If we assume that $P_Y$ and $P_n$ obey the "generic case" (which as mentioned before is in general a very brave and bold assumption), then the spread of the distribution of $Y+n$ will blow up much faster than that of the distribution of $Y$ provided that $Y$ and $n$ are not negatively correlated. You don't say whether this is the case or not, so one can't say much in general. For the sake of being able to conclude something, let's assume briefly that they are at least uncorrelated or positively correlated. Then, as Chebyshev's inequality quantifies to some extent, the spread of the distribution of $Y+n$ will blow up much faster than the spread of the distribution of $Y$. This means, in particular, that the function $Q_{\alpha_1,\alpha_2}$ would have to "compress" the range of $Q_{\alpha_1,\alpha_2}(Y+n)$ relative to the range of $Y+n$ an ever-increasing, hence arbitrarily large, amount in order to ensure that it coincides enough with the rangle of $Q_{\alpha_1,\alpha_2}(Y)$ in order for the probability in $(1)$ to increase to $1$ as $P \to \infty$.

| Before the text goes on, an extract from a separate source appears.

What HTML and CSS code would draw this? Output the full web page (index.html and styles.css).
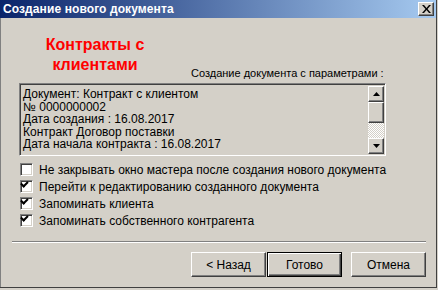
FILE: index.html
```html
<!DOCTYPE html>
<html lang="ru">
<head>
  <meta charset="UTF-8" />
  <title>Создание нового документа</title>
  <link rel="stylesheet" href="styles.css">
</head>
<body>
  <div class="window">
    <div class="titlebar">
      <span class="title">Создание нового документа</span>
      <div class="close-btn">
        <svg width="9" height="8" viewBox="0 0 9 8"><path d="M0 0h2l2.5 3 2.5-3h2L5.5 4 9 8H7L4.5 5 2 8H0l3.5-4z" fill="#000"/></svg>
      </div>
    </div>

    <div class="content">
      <div class="header-row">
        <div class="heading">Контракты с<br>клиентами</div>
        <div class="params-label">Создание документа с параметрами :</div>
      </div>

      <div class="memo">
        <div class="memo-text">
          <div>Документ: Контракт с клиентом</div>
          <div>№ 0000000002</div>
          <div>Дата создания : 16.08.2017</div>
          <div>Контракт Договор поставки</div>
          <div>Дата начала контракта : 16.08.2017</div>
        </div>
        <div class="scrollbar">
          <div class="sb-btn"><svg width="7" height="4" viewBox="0 0 7 4"><path d="M3.5 0L7 4H0z" fill="#000"/></svg></div>
          <div class="sb-thumb"></div>
          <div class="sb-track"></div>
          <div class="sb-btn"><svg width="7" height="4" viewBox="0 0 7 4"><path d="M0 0h7L3.5 4z" fill="#000"/></svg></div>
        </div>
      </div>

      <div class="options">
        <label class="opt"><span class="box"></span>Не закрывать окно мастера после создания нового документа</label>
        <label class="opt"><span class="box checked"></span>Перейти к редактированию созданного документа</label>
        <label class="opt"><span class="box checked"></span>Запоминать клиента</label>
        <label class="opt"><span class="box checked"></span>Запоминать собственного контрагента</label>
      </div>
    </div>

    <div class="separator"></div>

    <div class="buttons">
      <div class="btn">&lt; Назад</div>
      <div class="btn default">Готово</div>
      <div class="btn cancel">Отмена</div>
    </div>
  </div>
</body>
</html>
```

FILE: styles.css
```css
body {
  margin: 0;
  background: #d4d0c8;
  font-family: "Liberation Sans", Arial, sans-serif;
  font-size: 12px;
  color: #000;
}
.window {
  width: 436px;
  height: 287px;
  background: #d4d0c8;
  border-right: 1px solid #404040;
  border-bottom: 1px solid #404040;
  box-shadow: 1px 1px 0 #808080 inset;
  position: relative;
}
.titlebar {
  height: 18px;
  display: flex;
  align-items: center;
  justify-content: space-between;
  padding: 0 2px 0 3px;
  background: linear-gradient(to right, #0a246a, #a6caf0);
}
.title {
  color: #fff;
  font-weight: bold;
  font-size: 12px;
  letter-spacing: 0.1px;
}
.close-btn {
  box-sizing: border-box;
  width: 16px;
  height: 14px;
  background: #d4d0c8;
  border-top: 1px solid #fff;
  border-left: 1px solid #fff;
  border-right: 1px solid #404040;
  border-bottom: 1px solid #404040;
  box-shadow: inset -1px -1px 0 #808080;
  display: flex;
  align-items: center;
  justify-content: center;
}
.content {
  padding: 0 0 0 19px;
}
.header-row {
  display: flex;
  align-items: flex-end;
  height: 65px;
}
.heading {
  width: 152px;
  text-align: center;
  color: #ff0000;
  font-weight: bold;
  font-size: 16px;
  line-height: 20px;
  padding-bottom: 8px;
}
.params-label {
  margin-left: 20px;
  padding-bottom: 4px;
  font-size: 11px;
}
.memo {
  width: 362px;
  height: 68px;
  display: flex;
  border-top: 1px solid #808080;
  border-left: 1px solid #808080;
  border-right: 1px solid #fff;
  border-bottom: 1px solid #fff;
  box-shadow: inset 1px 1px 0 #404040;
  padding: 2px 1px 1px 2px;
}
.memo-text {
  flex: 1;
  overflow: hidden;
  line-height: 12.5px;
  padding: 2px 0 0 1px;
}
.scrollbar {
  width: 16px;
  display: flex;
  flex-direction: column;
}
.sb-btn,
.sb-thumb {
  box-sizing: border-box;
  background: #d4d0c8;
  border-top: 1px solid #fff;
  border-left: 1px solid #fff;
  border-right: 1px solid #404040;
  border-bottom: 1px solid #404040;
  box-shadow: inset -1px -1px 0 #808080;
}
.sb-btn {
  height: 16px;
  display: flex;
  align-items: center;
  justify-content: center;
}
.sb-thumb {
  height: 21px;
}
.sb-track {
  flex: 1;
  background-color: #e8e6e2;
  background-image: repeating-conic-gradient(#d4d0c8 0 25%, #fff 0 50%);
  background-size: 2px 2px;
}
.options {
  margin-top: 7px;
  display: flex;
  flex-direction: column;
  gap: 4px;
}
.opt {
  display: flex;
  align-items: center;
  height: 13px;
  white-space: nowrap;
}
.box {
  box-sizing: border-box;
  width: 13px;
  height: 13px;
  margin: 0 6px 0 1px;
  background: #fff;
  border-top: 1px solid #808080;
  border-left: 1px solid #808080;
  border-right: 1px solid #fff;
  border-bottom: 1px solid #fff;
  box-shadow: inset 1px 1px 0 #404040, inset -1px -1px 0 #d4d0c8;
  position: relative;
}
.box.checked::after {
  content: "";
  position: absolute;
  left: 2px;
  top: 1px;
  width: 5px;
  height: 3px;
  border-left: 2px solid #000;
  border-bottom: 2px solid #000;
  transform: rotate(-45deg) translate(0, 1px);
  transform-origin: left bottom;
}
.separator {
  margin: 0 10px 0 12px;
  height: 0;
  border-top: 1px solid #808080;
  border-bottom: 1px solid #fff;
  position: absolute;
  left: 0;
  right: 0;
  top: 241px;
}
.buttons {
  position: absolute;
  top: 252px;
  right: 10px;
  display: flex;
}
.btn {
  box-sizing: border-box;
  width: 75px;
  height: 25px;
  display: flex;
  align-items: center;
  justify-content: center;
  border-top: 1px solid #fff;
  border-left: 1px solid #fff;
  border-right: 1px solid #404040;
  border-bottom: 1px solid #404040;
  box-shadow: inset -1px -1px 0 #808080;
}
.btn.default {
  border: 1px solid #000;
  box-shadow: inset 1px 1px 0 #fff, inset -1px -1px 0 #404040, inset -2px -2px 0 #808080;
  margin-left: 1px;
}
.btn.cancel {
  margin-left: 9px;
}
```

I don't quite know how to prove or state this rigorously, but seemingly the only way in which $Q_{\alpha_1,\alpha_2}$ could be guaranteed to achieve "arbitrarily large compression" is if its range was fixed to be a subset of the real line with finite Lebesgue measure (but not even necessarily finite cardinality). So in this special case it seems like your intuition might have some validity.
In conclusion, it seems more likely than not that the claim that the cardinality of $\hat{\mathcal{Y}}$ must be finite is false, although since there are too few assumptions (for instance you don't even specify whether $Y$ or $n$ are discrete or continuous or mixed, something which has an enormous bearing on the question) it would be too laborious to go through all of the myriad possibilities and give detailed examples of how and why things go right or wrong in each and every case.